Harris Faulkner of Fox News on Thursday explained to Trump that the phrase about looting and shooting comes from former Miami Police Chief Walter Headley, who used it as a threat against civil rights protesters in the 1960s as he openly encouraged violence against the demonstrators.

“We don’t mind being accused of police brutality,” Headley said at the time. “They haven’t seen anything yet.”

Faulkner, who is Black, told Trump his use of the same phrase “frightened a lot of people.”

But Trump insisted he didn’t hear it from Headley but rather other places, and he cited the “very tough” ex-mayor of Philadelphia, who died in 1991.

“He had an expression like that,” Trump said in his defense. “I’ve heard it many times.”

The expression Rizzo is best known for, however, came from a 1978 campaign event.

“I’m asking white people and Blacks who think like me to vote like Frank Rizzo,” he said. “I say vote white.”

Trump also claimed that he didn’t mean looters would be shot, only that looting leads to shooting.
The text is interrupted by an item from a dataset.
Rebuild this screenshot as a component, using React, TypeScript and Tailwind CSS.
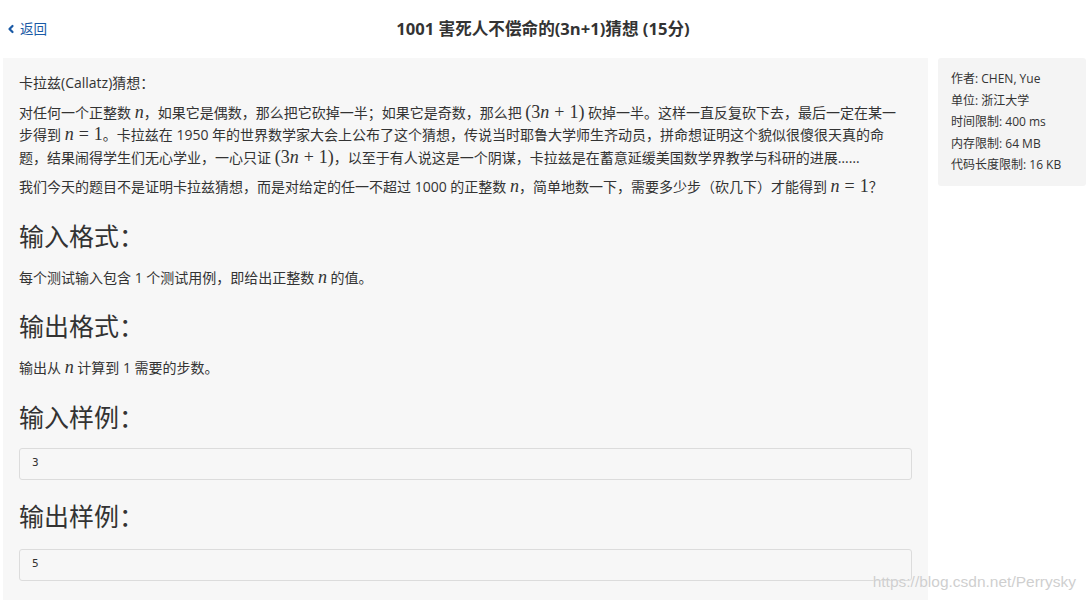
import { ChevronLeft } from 'lucide-react';

const N = () => <span className="font-['Liberation_Serif'] italic text-[18px] leading-[0]">n</span>;

function Eq({ children }: { children: React.ReactNode }) {
  return <span className="font-['Liberation_Serif'] text-[18px] leading-[0] whitespace-nowrap">{children}</span>;
}

const ThreeN = () => (
  <Eq>
    (3<span className="italic">n</span>
    <span className="mx-[5px]">+</span>1)
  </Eq>
);

const NEq1 = () => (
  <Eq>
    <span className="italic">n</span>
    <span className="mx-[5px]">=</span>1
  </Eq>
);

function Heading({ children }: { children: React.ReactNode }) {
  return <h3 className="text-[25px] leading-[36px] mt-[19px] mb-[13px] font-normal">{children}</h3>;
}

function Sample({ value }: { value: string }) {
  return (
    <div className="h-[32px] border border-[#dcdcdc] rounded-[3px] flex items-center pl-[12px] font-['DejaVu_Sans_Mono'] text-[11px]">
      {value}
    </div>
  );
}

export default function App() {
  return (
    <div className="w-[1086px] h-[600px] bg-white relative overflow-hidden text-[#333] font-['Open_Sans','Noto_Sans_CJK_SC',sans-serif]">
      {/* top bar */}
      <div className="h-[58px] grid grid-cols-[1fr_auto_1fr] items-center px-[5px]">
        <a className="flex items-center gap-[3px] text-[13.5px] text-[#1a5aa6] cursor-pointer">
          <ChevronLeft className="w-[12px] h-[12px]" strokeWidth={4.5} />
          返回
        </a>
        <h1 className="text-[16.6px] font-bold">1001 害死人不偿命的(3n+1)猜想 (15分)</h1>
        <div />
      </div>

      <div className="flex gap-[10px] pl-[3px]">
        {/* problem body */}
        <div className="w-[925px] h-[542px] bg-[#f7f7f7] px-[16px] pt-[14px] text-[14px] leading-[22.5px]">
          <p className="mb-[7px] pr-[8px]">卡拉兹(Callatz)猜想：</p>
          <p className="mb-[7px] pr-[8px]">
            对任何一个正整数 <N />，如果它是偶数，那么把它砍掉一半；如果它是奇数，那么把 <ThreeN /> 砍掉一半。这样一直反复砍下去，最后一定在某一步得到 <NEq1 />。卡拉兹在 1950 年的世界数学家大会上公布了这个猜想，传说当时耶鲁大学师生齐动员，拼命想证明这个貌似很傻很天真的命题，结果闹得学生们无心学业，一心只证 <ThreeN />，以至于有人说这是一个阴谋，卡拉兹是在蓄意延缓美国数学界教学与科研的进展……
          </p>
          <p className="pr-[8px]">
            我们今天的题目不是证明卡拉兹猜想，而是对给定的任一不超过 1000 的正整数 <N />，简单地数一下，需要多少步（砍几下）才能得到 <NEq1 />？
          </p>

          <Heading>输入格式：</Heading>
          <p>
            每个测试输入包含 1 个测试用例，即给出正整数 <N /> 的值。
          </p>

          <Heading>输出格式：</Heading>
          <p>
            输出从 <N /> 计算到 1 需要的步数。
          </p>

          <Heading>输入样例：</Heading>
          <Sample value="3" />

          <h3 className="text-[25px] leading-[36px] mt-[18px] mb-[15px] font-normal">输出样例：</h3>
          <Sample value="5" />
        </div>

        {/* limits */}
        <div className="w-[148px] h-[128px] bg-[#f4f4f4] rounded-[3px] px-[13px] py-[10px] text-[12px] leading-[21.5px]">
          <div>作者: CHEN, Yue</div>
          <div>单位: 浙江大学</div>
          <div>时间限制: 400 ms</div>
          <div>内存限制: 64 MB</div>
          <div>代码长度限制: 16 KB</div>
        </div>
      </div>

      <div className="absolute right-[10px] bottom-[7px] font-['Liberation_Sans'] text-[15.5px] text-[#cfcfcf] [text-shadow:0_0_1px_#fff]">
        https://blog.csdn.net/Perrysky
      </div>
    </div>
  );
}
“That’s not as a threat. That’s really just a fact because that’s what happens,” he said.

A statue of Rizzo outside Philadelphia’s City Hall, reviled by many as a symbol of racism, was vandalized during protests this week and ultimately removed.

Trump has at times drawn comparisons to Rizzo, especially in Philadelphia.

W. Wilson Goode, who defeated Rizzo in a primary to become the city’s first Black mayor in 1984, said in 2017 that Rizzo was “the first coming of Donald Trump.”

“He was, in my view, someone who appealed to people who were basic racists; people who saw Frank Rizzo as their protection from Black people,” he told the Philadelphia Tribune. “People who voted for him thought he was going to keep immigrants out and Blacks in their place.”